27 ministrów środowiska spotka się w czwartek w Brukseli, by omówić cele klimatyczne Unii Europejskiej na rok 2040. Nie wszystkie kraje są jednak ze sobą zgodne w tej kwestii.
Spotkanie może zmienić trajektorię klimatyczną Unii Europejskiej. W ramach obrad Komisja Europejska proponuje zmniejszenie emisji CO2 o 90%, jednak Francja naciska, aby decyzja została podjęta samodzielnie przez szefów państw w październiku.
Takie odroczenie może być jednak, jak przekazują niektórzy eksperci, niebezpieczne. Jak twierdzi Linda Kalcher, dyrektor ds. perspektyw strategicznych, Francja jest w obozie z wieloma eurosceptycznymi rządami, takimi jak Węgry, czy Słowacja, które "wykorzystują Radę Europejską i jednomyślność do szantażowania swoimi żądaniami". Jak twierdzi, "niektóre z tych żądań mogą nawet wykraczać poza debatę klimatyczną. Mogą one dotyczyć praworządności, większej ilości pieniędzy, których potrzebują, a wtedy staje się to naprawdę niebezpieczną grą".

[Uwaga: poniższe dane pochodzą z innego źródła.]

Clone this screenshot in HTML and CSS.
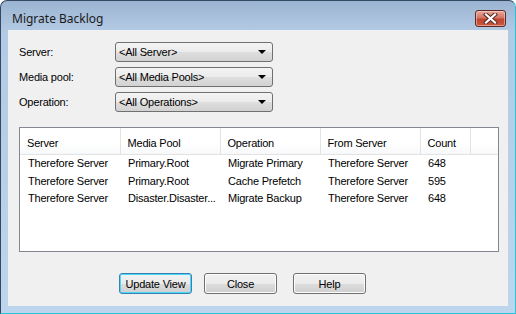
FILE: index.html
```html
<!DOCTYPE html>
<html lang="en">
<head>
    <meta charset="UTF-8">
    <title>Migrate Backlog</title>
    <link rel="stylesheet" href="styles.css">
</head>
<body>
<div class="window">
    <!-- title bar -->
    <div class="titlebar">
        <span class="title">Migrate Backlog</span>
        <div class="closeX">
            <svg width="15" height="11" viewBox="0 0 15 11">
                <path d="M3 1.5 L12 9.5 M12 1.5 L3 9.5" stroke="#5a2a24" stroke-width="4.2" stroke-linecap="square"/>
                <path d="M3 1.5 L12 9.5 M12 1.5 L3 9.5" stroke="#fff" stroke-width="2.2" stroke-linecap="square"/>
            </svg>
        </div>
    </div>
    <!-- client area -->
    <div class="client">
        <div class="filters">
            <label>Server:</label>
            <div class="combo"><span>&lt;All Server&gt;</span><i class="arrow"></i></div>
            <label>Media pool:</label>
            <div class="combo"><span>&lt;All Media Pools&gt;</span><i class="arrow"></i></div>
            <label>Operation:</label>
            <div class="combo"><span>&lt;All Operations&gt;</span><i class="arrow"></i></div>
        </div>

        <div class="list">
            <table>
                <colgroup>
                    <col class="c100"><col class="c100"><col class="c100"><col class="c100"><col class="c50"><col>
                </colgroup>
                <thead>
                <tr>
                    <th>Server</th><th>Media Pool</th><th>Operation</th><th>From Server</th><th>Count</th><th class="filler"></th>
                </tr>
                </thead>
                <tbody>
                <tr><td>Therefore Server</td><td>Primary.Root</td><td>Migrate Primary</td><td>Therefore Server</td><td>648</td><td></td></tr>
                <tr><td>Therefore Server</td><td>Primary.Root</td><td>Cache Prefetch</td><td>Therefore Server</td><td>595</td><td></td></tr>
                <tr><td>Therefore Server</td><td>Disaster.Disaster...</td><td>Migrate Backup</td><td>Therefore Server</td><td>648</td><td></td></tr>
                </tbody>
            </table>
        </div>

        <div class="buttons">
            <button class="btn default">Update View</button>
            <button class="btn">Close</button>
            <button class="btn help">Help</button>
        </div>
    </div>
</div>
</body>
</html>
```

FILE: styles.css
```css
body {
    margin: 0;
    font-family: "Liberation Sans", Arial, sans-serif;
    font-size: 11px;
    letter-spacing: -0.2px;
    color: #000;
}

.window {
    width: 516px;
    height: 314px;
    box-sizing: border-box;
    border: 1px solid #34495f;
    border-right-color: #24c4dc;
    border-bottom-color: #24c4dc;
    border-radius: 7px 7px 0 0;
    background: linear-gradient(#9bb4d1 0, #b3cae4 30px, #bdd5ed 100%);
    display: flex;
    flex-direction: column;
}

.titlebar {
    height: 29px;
    box-sizing: border-box;
    padding: 9px 9px 0 11px;
    display: flex;
    align-items: flex-start;
    justify-content: space-between;
}

.title {
    font-family: "Noto Sans", "Open Sans", sans-serif;
    font-size: 12px;
    line-height: 17px;
    letter-spacing: 0;
    color: #1a1a1a;
}

.closeX {
    width: 31px;
    height: 17px;
    box-sizing: border-box;
    border: 1px solid #5e2a25;
    border-radius: 3px;
    background: linear-gradient(#e8a99c 0, #d27563 45%, #c04430 55%, #c85a42 100%);
    display: flex;
    align-items: center;
    justify-content: center;
    box-shadow: inset 0 0 0 1px rgba(255, 220, 210, 0.5);
}

.closeX svg {
    display: block;
}

.client {
    margin: 0 7px;
    height: 276px;
    box-sizing: border-box;
    background: #f0f0f0;
    padding: 12px 0 0 11px;
}

.filters {
    display: grid;
    grid-template-columns: 96px 158px;
    grid-auto-rows: 20px;
    row-gap: 5px;
    align-items: center;
}

.combo {
    height: 20px;
    box-sizing: border-box;
    border: 1px solid #707070;
    border-radius: 3px;
    background: linear-gradient(#f4f4f4 0, #ebebeb 50%, #dedede 51%, #d2d2d2 100%);
    display: flex;
    align-items: center;
    justify-content: space-between;
    padding: 0 6px 0 3px;
}

.arrow {
    width: 0;
    height: 0;
    border-left: 4px solid transparent;
    border-right: 4px solid transparent;
    border-top: 4px solid #000;
}

.list {
    margin-top: 15px;
    width: 480px;
    height: 125px;
    box-sizing: border-box;
    border: 1px solid #828790;
    background: #fff;
}

table {
    border-collapse: collapse;
    table-layout: fixed;
    width: 478px;
}

.c100 {
    width: 100px;
}

.c50 {
    width: 50px;
}

th {
    height: 26px;
    box-sizing: border-box;
    font-weight: normal;
    text-align: left;
    padding: 4px 0 0 7px;
    border-right: 1px solid #e3e3e3;
    border-bottom: 1px solid #e3e3e3;
    background: linear-gradient(#fff 0, #fff 60%, #f7f8fa 100%);
}

th.filler {
    border-right: none;
}

td {
    height: 17.5px;
    padding: 0 0 0 8px;
    white-space: nowrap;
    overflow: hidden;
}

.buttons {
    margin: 21px 0 0 100px;
    display: flex;
    gap: 12px;
}

.btn {
    width: 73px;
    height: 21px;
    box-sizing: border-box;
    font-family: "Liberation Sans", Arial, sans-serif;
    font-size: 11px;
    letter-spacing: -0.2px;
    color: #000;
    border: 1px solid #707070;
    border-radius: 3px;
    background: linear-gradient(#f2f2f2 0, #ebebeb 50%, #dddddd 51%, #cfcfcf 100%);
    box-shadow: inset 0 0 0 1px #fcfcfc;
    padding: 0;
}

.btn.default {
    border-color: #3c7fb1;
    box-shadow: inset 0 0 0 1px #48d8fb;
}

.btn.help {
    margin-left: 4px;
}
```
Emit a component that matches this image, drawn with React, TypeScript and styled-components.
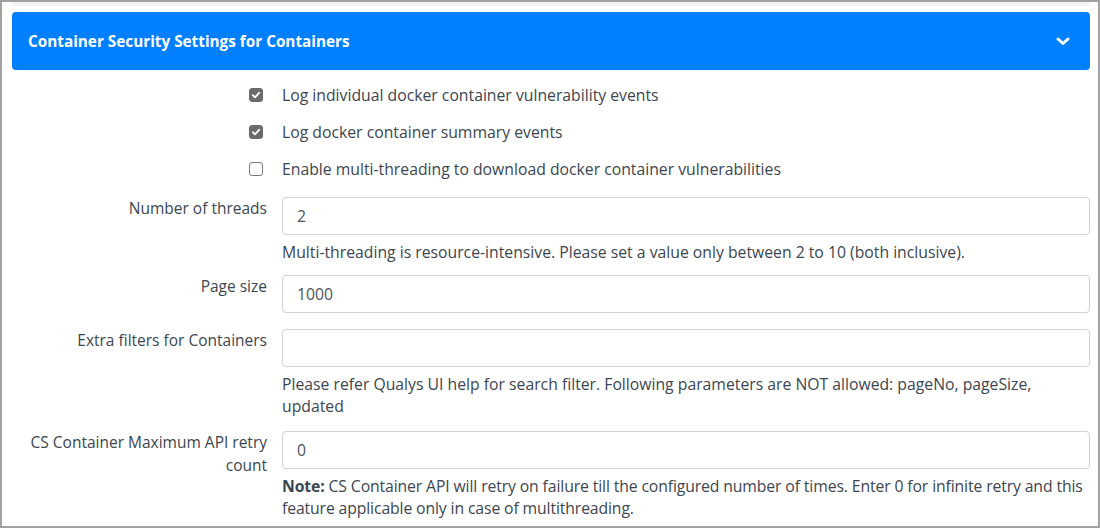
import React from "react";
import styled, { createGlobalStyle } from "styled-components";

const Global = createGlobalStyle`
  html, body { margin: 0; padding: 0; background: #fff; }
  body { font-family: "Open Sans", "Liberation Sans", sans-serif; color: #3c4650; }
  * { box-sizing: border-box; }
`;

const Frame = styled.div`
  width: 1100px;
  height: 528px;
  border: 2px solid #a2a2a2;
  padding: 0 8px 0 10px;
  overflow: hidden;
  background: #fff;
`;

const PrevCardEdge = styled.div`
  height: 4px;
  background: #f1f2f3;
  border-radius: 0 0 4px 4px;
`;

const Header = styled.div`
  margin-top: 6px;
  height: 58px;
  background: #0080ff;
  border-radius: 4px;
  display: flex;
  align-items: center;
  justify-content: space-between;
  padding: 0 20px 0 16px;
  color: #fff;
  font-size: 15.3px;
  font-weight: 700;
`;

const Body = styled.div`
  padding-top: 14px;
  display: flex;
  flex-direction: column;
`;

const Row = styled.div<{ $gap?: number }>`
  display: flex;
  margin-bottom: ${(p) => p.$gap ?? 16}px;
`;

const LabelCol = styled.div`
  flex: 0 0 270px;
  padding-right: 15px;
  padding-top: 0;
  text-align: right;
  font-size: 15.5px;
  line-height: 23px;
  display: flex;
  justify-content: flex-end;
  align-items: flex-start;
`;

const FieldCol = styled.div`
  flex: 1;
  min-width: 0;
  font-size: 15.75px;
  line-height: 22px;
`;

const Box = styled.span<{ $on?: boolean }>`
  width: 14px;
  height: 14px;
  margin-top: 4px;
  margin-right: 4px;
  border-radius: 3px;
  background: ${(p) => (p.$on ? "#6b6b6b" : "#fff")};
  border: 1px solid ${(p) => (p.$on ? "#6b6b6b" : "#7a7a7a")};
  display: flex;
  align-items: center;
  justify-content: center;
`;

const Input = styled.div`
  height: 38px;
  border: 1px solid #cfd3d7;
  border-radius: 4px;
  padding: 0 14px;
  display: flex;
  align-items: center;
  font-size: 15.75px;
  color: #4a535c;
`;

const Help = styled.div<{ $tight?: boolean }>`
  margin-top: 6px;
  font-size: 15.75px;
  line-height: 22px;
  color: #3c4650;
  letter-spacing: ${(p) => (p.$tight ? "-0.12px" : "0")};
  b { font-weight: 700; }
`;

const Check = ({ on }: { on?: boolean }) => (
  <Box $on={on}>
    {on && (
      <svg width="10" height="10" viewBox="0 0 10 10">
        <polyline points="1.8,5.2 4,7.4 8.3,2.6" fill="none" stroke="#fff" strokeWidth="1.8" strokeLinecap="round" strokeLinejoin="round" />
      </svg>
    )}
  </Box>
);

export default function App() {
  return (
    <>
      <Global />
      <Frame>
        <PrevCardEdge />
        <Header>
          <span>Container Security Settings for Containers</span>
          <svg width="14" height="9" viewBox="0 0 14 9">
            <polyline points="2,2 7,6.5 12,2" fill="none" stroke="#fff" strokeWidth="3" strokeLinecap="round" strokeLinejoin="round" />
          </svg>
        </Header>
        <Body>
          <Row $gap={15}>
            <LabelCol><Check on /></LabelCol>
            <FieldCol>Log individual docker container vulnerability events</FieldCol>
          </Row>
          <Row $gap={15}>
            <LabelCol><Check on /></LabelCol>
            <FieldCol>Log docker container summary events</FieldCol>
          </Row>
          <Row $gap={17}>
            <LabelCol><Check /></LabelCol>
            <FieldCol>Enable multi-threading to download docker container vulnerabilities</FieldCol>
          </Row>
          <Row $gap={12}>
            <LabelCol>Number of threads</LabelCol>
            <FieldCol>
              <Input>2</Input>
              <Help>Multi-threading is resource-intensive. Please set a value only between 2 to 10 (both inclusive).</Help>
            </FieldCol>
          </Row>
          <Row $gap={16}>
            <LabelCol>Page size</LabelCol>
            <FieldCol>
              <Input>1000</Input>
            </FieldCol>
          </Row>
          <Row $gap={14}>
            <LabelCol>Extra filters for Containers</LabelCol>
            <FieldCol>
              <Input />
              <Help>Please refer Qualys UI help for search filter. Following parameters are NOT allowed: pageNo, pageSize, updated</Help>
            </FieldCol>
          </Row>
          <Row $gap={0}>
            <LabelCol>CS Container Maximum API retry count</LabelCol>
            <FieldCol>
              <Input>0</Input>
              <Help $tight><b>Note:</b> CS Container API will retry on failure till the configured number of times. Enter 0 for infinite retry and this feature applicable only in case of multithreading.</Help>
            </FieldCol>
          </Row>
        </Body>
      </Frame>
    </>
  );
}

W sensie praktycznym, przyjęcie celu jednocześnie przez 27 ministrów jest łatwiejsze, ponieważ w tym przypadku wystarczy większość kwalifikowana. Taki cel popierają Niemcy, czy Holandia. Bardziej sceptyczne są Francja, Włochy i niektóre kraje Europy Środkowej, w tym Polska.
W listopadzie w Brazylii odbędzie się konferencja klimatyczna ONZ w Brazylii COP30. Opóźnienie ze strony Europy może być sygnałem dla międzynarodowych partnerów, by blokować lub opóźniać projekty związane ze zmniejszaniem emisji gazów cieplarnianych czy wspierające ekologiczne innowacje.